Figure 1 shows the results of a simple regression analysis conducted using SAS. The line represents the best available line through all of the data. Notice how the line is not very close to many of the points it represents. This is due to a poor fit. On the table “R-Square” = 0.1103. The R square value indicates that this line accounts for only 11.03% of the variability in the data points. We would hope for a value closer to 1, which would indicate a near perfect fit. We look for around .3 as a general rule since values between .05 and .2 can indicate no relationship at all.

Figure 1 – Linear Regression for SEO

In SEO we all agree that there is more than one variable which determines the overall rank of a site. Multiple Linear Regressions allows us to add more predictor variables. With more variables new issues arise. We need the variable to be independent of each other (otherwise we may find a high R square value due to overlapping variables). The line now travels through “n-space” no longer is the line a two dimensional thing to be shown on paper. Rather for every variable, there is another dimension. For 3 variables the line would be in 3-D. But for more than three it is difficult to fathom what the line ”looks” like.

## Multiple Linear Regression for SEO

In the context of Search Engine Optimization (SEO), Multiple Linear Regression doesn’t really work for two reasons. First, linear regression assumes that the dependent variable (in this case site rank) is measured on an interval scale. Second, linear regression assumes a straight line relationship, where in reality some variables are good, up to a point and then they are bad, the line would be curved.
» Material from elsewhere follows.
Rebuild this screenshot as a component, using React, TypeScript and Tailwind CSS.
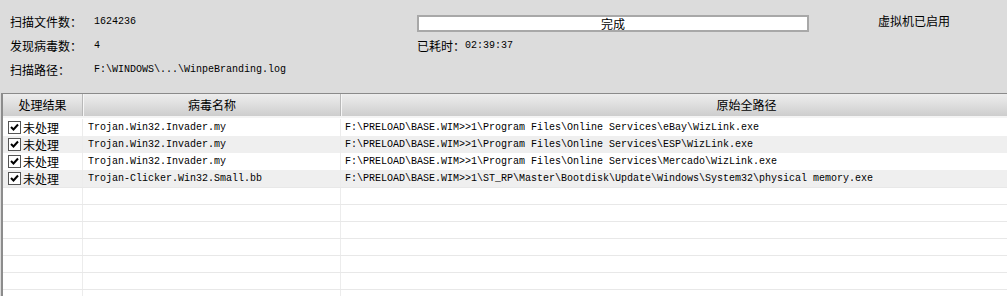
import React from 'react';

const cjk = "font-['SimSun','Noto_Sans_CJK_SC',sans-serif]";
const mono = "font-['Liberation_Mono','Noto_Sans_CJK_SC',monospace]";

const rows = [
  { name: 'Trojan.Win32.Invader.my', path: 'F:\\PRELOAD\\BASE.WIM>>1\\Program Files\\Online Services\\eBay\\WizLink.exe' },
  { name: 'Trojan.Win32.Invader.my', path: 'F:\\PRELOAD\\BASE.WIM>>1\\Program Files\\Online Services\\ESP\\WizLink.exe' },
  { name: 'Trojan.Win32.Invader.my', path: 'F:\\PRELOAD\\BASE.WIM>>1\\Program Files\\Online Services\\Mercado\\WizLink.exe' },
  { name: 'Trojan-Clicker.Win32.Small.bb', path: 'F:\\PRELOAD\\BASE.WIM>>1\\ST_RP\\Master\\Bootdisk\\Update\\Windows\\System32\\physical memory.exe' },
];

function CheckBox() {
  return (
    <span className="w-[13px] h-[13px] border border-[#555] bg-white flex items-center justify-center shrink-0">
      <svg width="9" height="9" viewBox="0 0 9 9">
        <path d="M1 4 L3.5 6.5 L8 1.5" stroke="#000" strokeWidth="2" fill="none" />
      </svg>
    </span>
  );
}

export default function App() {
  return (
    <div className={`w-[1007px] h-[296px] bg-[#dcdcdc] overflow-hidden flex flex-col text-[12px] text-black ${cjk}`}>
      {/* summary panel */}
      <div className="h-[93px] flex shrink-0">
        <div className="w-[417px] pl-[10px] pt-[13px] flex flex-col gap-[7px]">
          <div className="flex items-center h-[17px]">
            <span className="w-[84px]">扫描文件数：</span>
            <span className={`${mono} text-[10px]`}>1624236</span>
          </div>
          <div className="flex items-center h-[17px]">
            <span className="w-[84px]">发现病毒数：</span>
            <span className={`${mono} text-[10px]`}>4</span>
          </div>
          <div className="flex items-center h-[17px]">
            <span className="w-[84px]">扫描路径：</span>
            <span className={`${mono} text-[10px]`}>F:\WINDOWS\...\WinpeBranding.log</span>
          </div>
        </div>
        <div className="w-[392px] pt-[15px] flex flex-col">
          <div className="h-[17px] border-2 border-[#a8a8a8] bg-white flex items-center justify-center leading-none">完成</div>
          <div className="flex items-center h-[17px] mt-[5px]">
            <span>已耗时：</span>
            <span className={`${mono} text-[10px]`}>02:39:37</span>
          </div>
        </div>
        <div className="pl-[69px] pt-[12px]">
          <div className="h-[17px] flex items-center">虚拟机已启用</div>
        </div>
      </div>

      {/* result table */}
      <div className="flex-1 border-t border-[#8a8a8a] border-l-2 border-l-[#8c8c8c] ml-[1px] bg-white overflow-hidden">
        <div className="flex h-[24px] bg-gradient-to-b from-[#ededed] via-[#dedede] to-[#cdcdcd] border-b-2 border-b-[#f4f4f4]">
          <div className="w-[80px] shrink-0 flex items-center justify-center border-r border-[#b8b8b8]">处理结果</div>
          <div className="w-[258px] shrink-0 flex items-center justify-center border-r border-[#b8b8b8] border-l border-l-[#f6f6f6]">病毒名称</div>
          <div className="w-[810px] shrink-0 flex items-center justify-center border-l border-l-[#f6f6f6]">原始全路径</div>
        </div>
        <div className="h-[1px] bg-white" />
        {rows.map((r, i) => (
          <div key={i} className={`flex h-[17px] ${i % 2 === 1 ? 'bg-[#efefef]' : 'bg-white'}`}>
            <div className="w-[80px] shrink-0 flex items-center gap-[2px] pl-[5px] border-r border-[#ececec]">
              <CheckBox />
              <span className="leading-none">未处理</span>
            </div>
            <div className={`w-[258px] shrink-0 flex items-center pl-[5px] border-r border-[#ececec] ${mono} text-[10px] whitespace-pre`}>{r.name}</div>
            <div className={`flex-1 flex items-center pl-[4px] ${mono} text-[10px] whitespace-pre`}>{r.path}</div>
          </div>
        ))}
        {Array.from({ length: 7 }).map((_, i) => (
          <div key={i} className="flex h-[17px] border-t border-[#e8e8e8]">
            <div className="w-[80px] shrink-0 border-r border-[#ececec]" />
            <div className="w-[258px] shrink-0 border-r border-[#ececec]" />
            <div className="flex-1" />
          </div>
        ))}
      </div>
    </div>
  );
}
Interval data means that the distance between the first and second ranked variable is the same as the distance between the fourth and fifth variable etc… As an example consider how we measure height, a six foot person is taller than a five foot person by the same distance as a five foot person is taller than a four foot person, all inches are the same length. Site rank is measured on only an ordinal scale, where the first is better than the second and so on, but there is nothing known about the distance between them. The best example of ordinal is education level, we know a J.D. requires more study than an M.S., however, is the distance between a J.D. and an M.S. the same as the distance between a B.S. and an M.S.? I can attest that it is not. As applied to the SEO world, the distance between the quantity of links built and the quality of onsite content is not for sites that are ranked from position 1 to 2 and 2 to 3, etc.
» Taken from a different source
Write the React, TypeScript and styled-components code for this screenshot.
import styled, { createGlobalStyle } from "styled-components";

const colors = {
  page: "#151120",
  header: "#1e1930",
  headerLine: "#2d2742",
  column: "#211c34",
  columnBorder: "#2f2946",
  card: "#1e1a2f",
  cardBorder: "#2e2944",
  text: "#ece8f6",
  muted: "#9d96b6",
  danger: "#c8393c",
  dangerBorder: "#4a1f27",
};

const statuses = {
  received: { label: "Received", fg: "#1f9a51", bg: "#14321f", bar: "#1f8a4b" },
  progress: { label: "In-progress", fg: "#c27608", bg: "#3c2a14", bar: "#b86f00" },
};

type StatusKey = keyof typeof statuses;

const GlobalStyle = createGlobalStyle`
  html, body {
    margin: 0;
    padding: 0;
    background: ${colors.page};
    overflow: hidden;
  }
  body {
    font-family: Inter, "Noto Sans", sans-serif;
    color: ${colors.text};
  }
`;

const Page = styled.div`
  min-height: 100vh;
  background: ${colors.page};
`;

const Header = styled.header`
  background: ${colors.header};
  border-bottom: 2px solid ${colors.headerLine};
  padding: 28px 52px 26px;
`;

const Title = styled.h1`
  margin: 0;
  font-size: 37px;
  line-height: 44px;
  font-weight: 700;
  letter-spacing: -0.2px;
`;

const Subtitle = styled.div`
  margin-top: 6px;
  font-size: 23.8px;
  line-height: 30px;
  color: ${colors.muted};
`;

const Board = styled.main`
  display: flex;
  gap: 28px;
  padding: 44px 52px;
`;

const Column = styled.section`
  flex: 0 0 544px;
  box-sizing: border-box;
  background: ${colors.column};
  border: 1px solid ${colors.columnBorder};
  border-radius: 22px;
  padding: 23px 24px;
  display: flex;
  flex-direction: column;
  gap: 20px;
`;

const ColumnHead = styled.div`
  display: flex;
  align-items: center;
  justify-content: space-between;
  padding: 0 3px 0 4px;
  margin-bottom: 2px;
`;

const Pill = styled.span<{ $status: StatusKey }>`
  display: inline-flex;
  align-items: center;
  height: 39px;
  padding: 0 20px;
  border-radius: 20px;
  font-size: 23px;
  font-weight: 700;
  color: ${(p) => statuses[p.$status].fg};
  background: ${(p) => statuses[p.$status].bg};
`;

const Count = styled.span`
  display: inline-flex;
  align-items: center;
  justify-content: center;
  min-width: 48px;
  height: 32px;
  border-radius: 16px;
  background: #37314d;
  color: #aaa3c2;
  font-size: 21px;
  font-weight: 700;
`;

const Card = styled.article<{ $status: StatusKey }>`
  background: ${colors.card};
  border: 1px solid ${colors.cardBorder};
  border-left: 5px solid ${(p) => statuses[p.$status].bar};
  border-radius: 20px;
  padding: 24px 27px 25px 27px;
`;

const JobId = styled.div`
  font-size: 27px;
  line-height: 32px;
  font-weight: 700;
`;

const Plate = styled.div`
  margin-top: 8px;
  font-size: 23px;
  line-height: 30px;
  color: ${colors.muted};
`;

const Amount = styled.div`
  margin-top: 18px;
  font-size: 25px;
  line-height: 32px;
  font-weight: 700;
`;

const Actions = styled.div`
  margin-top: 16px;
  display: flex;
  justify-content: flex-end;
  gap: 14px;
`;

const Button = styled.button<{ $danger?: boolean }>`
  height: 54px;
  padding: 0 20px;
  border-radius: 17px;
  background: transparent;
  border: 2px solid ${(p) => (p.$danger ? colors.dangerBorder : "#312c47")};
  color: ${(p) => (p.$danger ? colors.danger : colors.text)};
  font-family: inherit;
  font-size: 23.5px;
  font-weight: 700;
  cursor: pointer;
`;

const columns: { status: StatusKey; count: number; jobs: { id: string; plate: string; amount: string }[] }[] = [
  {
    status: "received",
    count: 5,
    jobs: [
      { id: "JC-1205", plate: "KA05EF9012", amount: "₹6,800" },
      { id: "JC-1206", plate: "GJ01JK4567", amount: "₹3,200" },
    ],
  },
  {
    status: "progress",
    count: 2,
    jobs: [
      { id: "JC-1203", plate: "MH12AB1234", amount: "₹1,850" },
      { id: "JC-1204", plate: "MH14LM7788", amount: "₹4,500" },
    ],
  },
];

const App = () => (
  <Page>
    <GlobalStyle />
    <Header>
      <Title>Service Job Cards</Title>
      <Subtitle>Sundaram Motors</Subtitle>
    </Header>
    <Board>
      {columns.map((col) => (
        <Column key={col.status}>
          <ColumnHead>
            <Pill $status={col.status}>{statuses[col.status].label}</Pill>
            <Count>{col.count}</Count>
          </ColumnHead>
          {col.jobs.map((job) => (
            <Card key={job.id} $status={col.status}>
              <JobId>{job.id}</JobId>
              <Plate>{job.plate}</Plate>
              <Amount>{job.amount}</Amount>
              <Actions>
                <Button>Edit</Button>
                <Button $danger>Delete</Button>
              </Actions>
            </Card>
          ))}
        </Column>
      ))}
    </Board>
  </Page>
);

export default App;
The shape of the relationship between the predictor variables and the dependent variables establishes if a variable changes (actual site rank is the dependent variable and the other variables like keyword count are the predictors). For instance, the easiest type of spam to spot is having the keyword on a webpage 100,000 times. A keyword count of 100,000 is way too much, but not having the keyword at all is also bad. Somewhere in between 0 and 100,000 we find a good spot for many variables. Table 2 shows a simple example of a curvilinear relationship. In the example note that R²=.2093, which isn’t horrible, but look at the points. There is a clear relationship, but it isn’t a straight line, so linear regression cannot find it.
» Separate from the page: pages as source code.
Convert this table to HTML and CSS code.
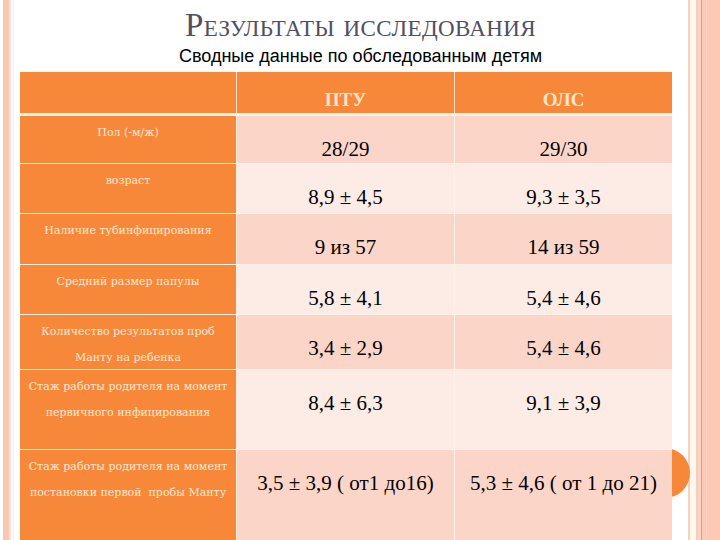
FILE: index.html
```html
<!DOCTYPE html>
<html lang="ru">
<head>
<meta charset="utf-8">
<title>Результаты исследования</title>
<link rel="stylesheet" href="styles.css">
</head>
<body>
<div class="left-edge"></div>
<main class="main">
  <header class="heading">
    <h1 class="title">Результаты исследования</h1>
    <p class="subtitle">Сводные данные по обследованным детям</p>
  </header>
  <section class="table-wrap">
    <div class="badge"></div>
    <div class="table">
      <div class="head-row">
        <div class="hcell hcell-empty"></div>
        <div class="hcell">ПТУ</div>
        <div class="hcell">ОЛС</div>
      </div>
      <div class="body-grid">
        <div class="label">Пол (-м/ж)</div>
        <div class="cell odd">28/29</div>
        <div class="cell odd">29/30</div>

        <div class="label">возраст</div>
        <div class="cell even">8,9 ± 4,5</div>
        <div class="cell even">9,3 ± 3,5</div>

        <div class="label">Наличие тубинфицирования</div>
        <div class="cell odd">9 из 57</div>
        <div class="cell odd">14 из 59</div>

        <div class="label">Средний размер папулы</div>
        <div class="cell even">5,8 ± 4,1</div>
        <div class="cell even">5,4 ± 4,6</div>

        <div class="label">Количество результатов проб<br>Манту на ребенка</div>
        <div class="cell odd">3,4 ± 2,9</div>
        <div class="cell odd">5,4 ± 4,6</div>

        <div class="label">Стаж работы родителя на момент<br>первичного инфицирования</div>
        <div class="cell even">8,4 ± 6,3</div>
        <div class="cell even">9,1 ± 3,9</div>

        <div class="label">Стаж работы родителя на момент<br>постановки первой &nbsp;пробы Манту</div>
        <div class="cell odd">3,5 ± 3,9 ( от1 до16)</div>
        <div class="cell odd">5,3 ± 4,6 ( от 1 до 21)</div>
      </div>
    </div>
  </section>
</main>
<div class="right-edge"></div>
</body>
</html>
```

FILE: styles.css
```css
html, body {
  margin: 0;
  padding: 0;
}
body {
  width: 720px;
  height: 540px;
  overflow: hidden;
  display: flex;
  background: #ffffff;
}
.left-edge {
  width: 15px;
  flex: none;
  background: linear-gradient(to right,
    #ffffff 0, #ffffff 3px,
    #fcc5af 3px, #fcc5af 9px,
    #fde2d6 9px, #fde2d6 11px,
    #ffffff 11px, #ffffff 13px,
    #fbece4 13px, #fbece4 14px,
    #ffffff 14px);
}
.right-edge {
  width: 32px;
  flex: none;
  background: linear-gradient(to right,
    #f1d3c4 0, #f1d3c4 2px,
    #fff6ec 2px, #fff6ec 8px,
    #efcfbf 8px, #efcfbf 10px,
    #fcd3c3 10px, #fcd3c3 13px,
    #f2987e 13px, #f2987e 14px,
    #fdc8b4 14px, #fdc8b4 18px,
    #fdd5c6 18px, #fdd5c6 19px,
    #fdc8b4 19px);
}
.main {
  flex: 1;
  display: flex;
  flex-direction: column;
  min-width: 0;
}
.heading {
  padding-left: 18px;
  text-align: center;
}
.title {
  margin: 6px 0 0;
  font-family: "Liberation Serif", serif;
  font-weight: normal;
  font-size: 33px;
  line-height: 38px;
  letter-spacing: 0.4px;
  font-variant: small-caps;
  color: #505062;
}
.subtitle {
  margin: 2px 0 0;
  font-family: "Liberation Sans", sans-serif;
  font-size: 18px;
  line-height: 21px;
  color: #000000;
}
.table-wrap {
  position: relative;
  margin: 5px 0 0 5px;
  width: 652px;
}
.badge {
  position: absolute;
  left: 620px;
  top: 376px;
  width: 50px;
  height: 50px;
  border-radius: 50%;
  background: #f7883a;
}
.table {
  position: relative;
  display: flex;
  flex-direction: column;
  gap: 3px;
  background: #fdf1e8;
}
.head-row {
  display: grid;
  grid-template-columns: 216px 217px 217px;
  column-gap: 1px;
  height: 41px;
  background: #f7883a;
}
.hcell {
  background: #f7883a;
  padding-top: 16px;
  line-height: 24px;
  text-align: center;
  font-family: "Liberation Serif", serif;
  font-weight: bold;
  font-size: 19px;
  color: #fde5cc;
}
.head-row .hcell + .hcell {
  box-shadow: -1px 0 0 #fde3cc;
}
.body-grid {
  display: grid;
  grid-template-columns: 216px 217px 217px;
  grid-template-rows: 47px 49px 50px 49px 54px 79px 90px;
  column-gap: 1px;
  row-gap: 1px;
}
.label {
  background: #f7883a;
  padding-top: 4px;
  line-height: 26px;
  text-align: center;
  font-family: "DejaVu Serif", serif;
  font-size: 11px;
  color: #fde8d4;
  white-space: nowrap;
}
.cell {
  padding-top: 21px;
  line-height: 24px;
  text-align: center;
  font-family: "Liberation Serif", serif;
  font-size: 21px;
  color: #000000;
  white-space: nowrap;
}
.odd {
  background: #fbd6c8;
}
.even {
  background: #fdece5;
}
```
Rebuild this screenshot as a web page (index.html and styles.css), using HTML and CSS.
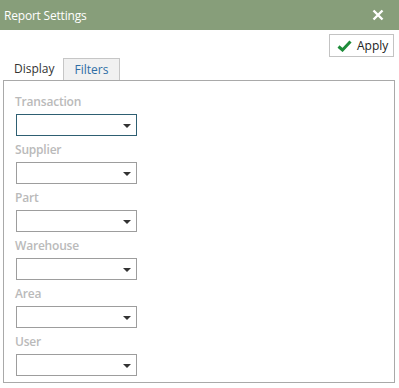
FILE: index.html
```html
<html>
	<head>
		<meta charset="utf-8" />
		<title>Report Settings</title>
		<link rel="stylesheet" href="styles.css">
	</head>
	<body>
		<div class="dialog">
			<div class="titlebar">
				<span class="title">Report Settings</span>
				<span class="close">
					<svg width="12" height="12" viewBox="0 0 12 12"><path d="M1.5 1.5 L10.5 10.5 M10.5 1.5 L1.5 10.5" stroke="#fff" stroke-width="2.4" /></svg>
				</span>
			</div>
			<div class="toolbar">
				<div class="btn">
					<svg width="15" height="12" viewBox="0 0 15 12"><path d="M1.5 6.5 L5.5 10 L13.5 1.5" fill="none" stroke="#1e8c3a" stroke-width="3" /></svg>
					<span>Apply</span>
				</div>
			</div>
			<div class="tabs">
				<div class="tab">Display</div>
				<div class="tab active">Filters</div>
			</div>
			<div class="panel">
				<div class="field">
					<div class="label">Transaction</div>
					<div class="select focus"><span class="arrow"></span></div>
				</div>
				<div class="field">
					<div class="label">Supplier</div>
					<div class="select"><span class="arrow"></span></div>
				</div>
				<div class="field">
					<div class="label">Part</div>
					<div class="select"><span class="arrow"></span></div>
				</div>
				<div class="field">
					<div class="label">Warehouse</div>
					<div class="select"><span class="arrow"></span></div>
				</div>
				<div class="field">
					<div class="label">Area</div>
					<div class="select"><span class="arrow"></span></div>
				</div>
				<div class="field">
					<div class="label">User</div>
					<div class="select"><span class="arrow"></span></div>
				</div>
			</div>
		</div>
	</body>
</html>
```

FILE: styles.css
```css
	* {margin: 0; padding: 0; box-sizing: border-box;}
	body {width: 399px; height: 388px; background: #fff; font-family: "Open Sans", "Noto Sans", sans-serif; font-size: 12px; color: #333;}
/*title*/
	.titlebar {height: 30px; background: #879e7a; display: flex; align-items: center; justify-content: space-between; padding: 0 15px 0 4px;}
	.title {color: #fff; font-size: 12px; letter-spacing: -0.2px;}
	.close {display: flex;}
/*toolbar*/
	.toolbar {display: flex; justify-content: flex-end; padding: 4px 5px 0 0;}
	.btn {height: 23px; width: 65px; border: 1px solid #c3c3c3; display: flex; align-items: center; gap: 5px; padding-left: 7px; color: #222;}
/*tabs*/
	.tabs {display: flex; margin: 1px 0 0 4px; height: 22px;}
	.tab {padding: 0 10px; line-height: 21px; color: #333;}
	.tab.active {background: #f1f1f1; border: 1px solid #c6c6c6; border-bottom: none; padding: 0 11px; color: #2f6ea5; margin-left: -2px;}
/*panel*/
	.panel {margin: 0 4px 0 3px; height: 303px; border: 1px solid #a9a9a9; padding: 10px 0 0 11px;}
	.field {height: 48px;}
	.label {font-weight: 600; color: #bababa; line-height: 20px; height: 23px; padding-top: 1px; letter-spacing: -0.2px;}
	.select {width: 121px; height: 22px; border: 1px solid #9d9d9d; margin-left: 1px; position: relative;}
	.select.focus {border-color: #2e5f72;}
	.arrow {position: absolute; right: 5px; top: 9px; border-left: 4px solid transparent; border-right: 4px solid transparent; border-top: 4px solid #333;}
```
Figure 2 – Advanced Statistics for SEO

## Logistic Regression for SEO

We now move to a more appropriate model. Logistic regression in itself solves the first issue with linear regression as applied to SEO. Logistic regression does not assume the data are measured on an interval scale. This single change brings with it other changes in the way the results are interpreted and the information we can derive from the model. Logistic regression is driven by a concept called an odds ratio. Odds are simply the ratio of the probability of success divided by the probability of failure. Here success and failure simply refer to getting what you are looking for. In a horse race, a given horses odds are the probability the horse will win, divided by the probability it will lose. So odds of 3:1, or just 3, indicate the horse is three times as likely to win as it is to lose.

## Odds Ratio

An odds ratio is the odds of a variable being in a category divided by the odds of the same variable being in the next lower category. An odds ratio (Θ) of one indicates the variable is equally likely to fall in either category. Θ<1, indicate the variable is more likely to be in the lower category, and Θ>1 indicates the variable is more likely to be found in the higher category. In the context of SEO this is useful because we can split the rankings up into categories; say the top 20 results, the next 20 results and so on for the top 100 or so. Then we can look at various variables and see if the odds ratio of a given variable lends itself to improving rank.

## Issues with Linear Regression for SEO

The second issue with linear regression for SEO is more difficult to address. Each variable needs to be individually analyzed so its shape can be determined manually. Once the shape is known, we move forward by watching for values that are either too large or too small.